YEREVAN —  Armenia’s GDP has grown 7.6% in 2019, Armenian Prime Minister Nikol Pashinyan said Thursday at a cabinet regular meeting, referring to the National Statistical Committee’s latest report. “The indicator is not bad,” he said. “We can place on record the following: in 2019 we have recorded the largest economic growth since 2008, with which I congratulate all of us,” he said at the government meeting. Pashinyan expressed confidence that indicators will be higher in 2020 thanks to joint efforts.

Official figures publicized by the Statistical Committee show that trade and other services were the main drivers of this growth which increased the country’s Gross Domestic Product to 6.55 trillion drams ($13.6 billion).

A 9 percent rise in industrial output reported by the government agency also contributed to it. By contrast, the Armenian agricultural sector contracted by more than 4 percent in 2019.

After years of sluggish growth that followed the 2008-2009 global financial crisis, the Armenian economy expanded by 7.5 percent in real terms in 2017. Its growth slowed to 5.2 percent in 2018, which saw a dramatic regime change in the country, but gained renewed momentum in 2019, leading the International Monetary Fund to revise upwards its growth forecast for Armenia.

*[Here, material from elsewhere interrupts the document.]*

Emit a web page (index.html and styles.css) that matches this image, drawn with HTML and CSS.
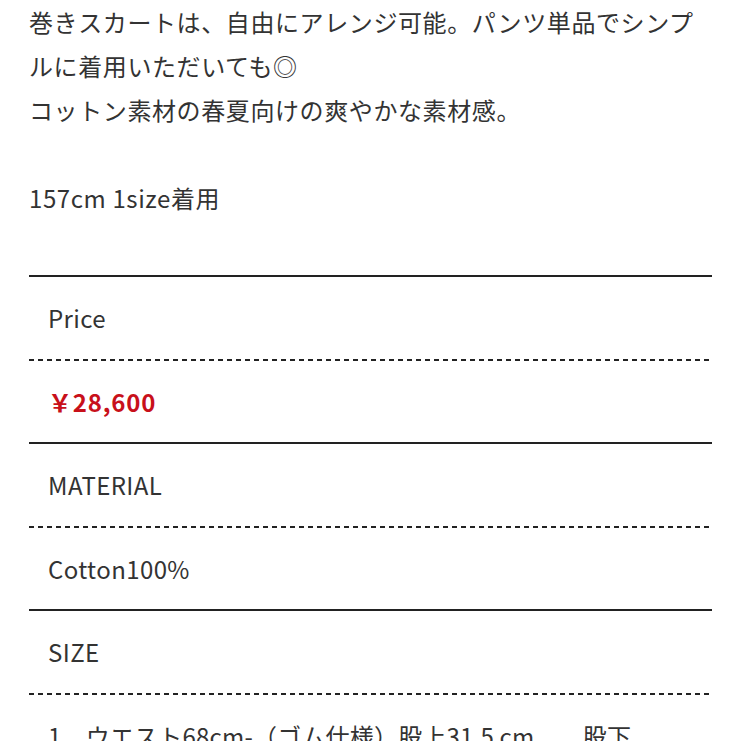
FILE: index.html
```html
<!DOCTYPE html>
<html lang="ja">
<head>
<meta charset="utf-8">
<title>巻きスカート</title>
<link rel="stylesheet" href="styles.css">
</head>
<body>
<main class="page">
  <p class="desc">巻きスカートは、自由にアレンジ可能。パンツ単品でシンプ<br>ルに着用いただいても◎<br>コットン素材の春夏向けの爽やかな素材感。</p>
  <p class="fit">157cm 1size着用</p>
  <dl class="spec">
    <dt class="label">Price</dt>
    <dd class="value price">￥28,600</dd>
    <dt class="label">MATERIAL</dt>
    <dd class="value">Cotton100%</dd>
    <dt class="label">SIZE</dt>
    <dd class="value size">1．ウエスト68cm-（ゴム仕様）股上31.5 cm　　股下</dd>
  </dl>
</main>
</body>
</html>
```

FILE: styles.css
```css
html, body {
  margin: 0;
  padding: 0;
  background: #ffffff;
}

body {
  font-family: "Noto Sans CJK JP", "Noto Sans", sans-serif;
  color: #333333;
}

.page {
  padding: 0 29px;
}

.desc,
.fit {
  margin: 0;
  font-size: 24px;
  line-height: 44px;
  letter-spacing: 0.6px;
}

.desc {
  margin-bottom: 44px;
}

.fit {
  margin-bottom: 55px;
}

.spec {
  margin: 0;
  display: flex;
  flex-direction: column;
}

.label,
.value {
  margin: 0;
  padding: 18.25px 19px;
  font-size: 24px;
  line-height: 45px;
  letter-spacing: 0.4px;
  white-space: nowrap;
  overflow: hidden;
}

.label {
  border-top: 2px solid #222222;
}

.value {
  padding-top: 20.25px;
  background-image: repeating-linear-gradient(90deg, #222222 0 5px, transparent 5px 9px);
  background-size: 100% 2px;
  background-repeat: no-repeat;
  background-position: top left;
}

.price {
  color: #c8101a;
  font-weight: 700;
  letter-spacing: 0.8px;
}

.size {
  letter-spacing: 0.2px;
}
```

“For this year we project growth to be at around 6.5-7 percent,” the IMF’s resident representative in Yerevan, Yulia Ustyugova, told RFE/RL’s Armenian service in November.

Ustyugova cautioned that Armenian growth is largely driven by private consumption, rather than rising investments or exports. “The challenge remains how to generate sustainable, long-term growth that is driven by investment and exports, rather than consumption,” she said.

For its part, the World Bank estimated Armenia’s 2019 growth at 6.9 percent in its latest Global Economic Prospects report released in January. The bank said the Armenian economy will grow by 5.1 percent this year and slightly faster in 2021 and 2022.

In early 2018, the World Bank upgraded Armenia’s status from a “lower middle income” to an “upper middle income” nation. The official poverty rate in the country fell from 29.4 percent in 2016 to 23.5 percent in 2018.

According to IMF projections, Armenia’s GDP per capita is on course to reach $4,760 and exceed neighboring Azerbaijan’s and Georgia’s in 2020.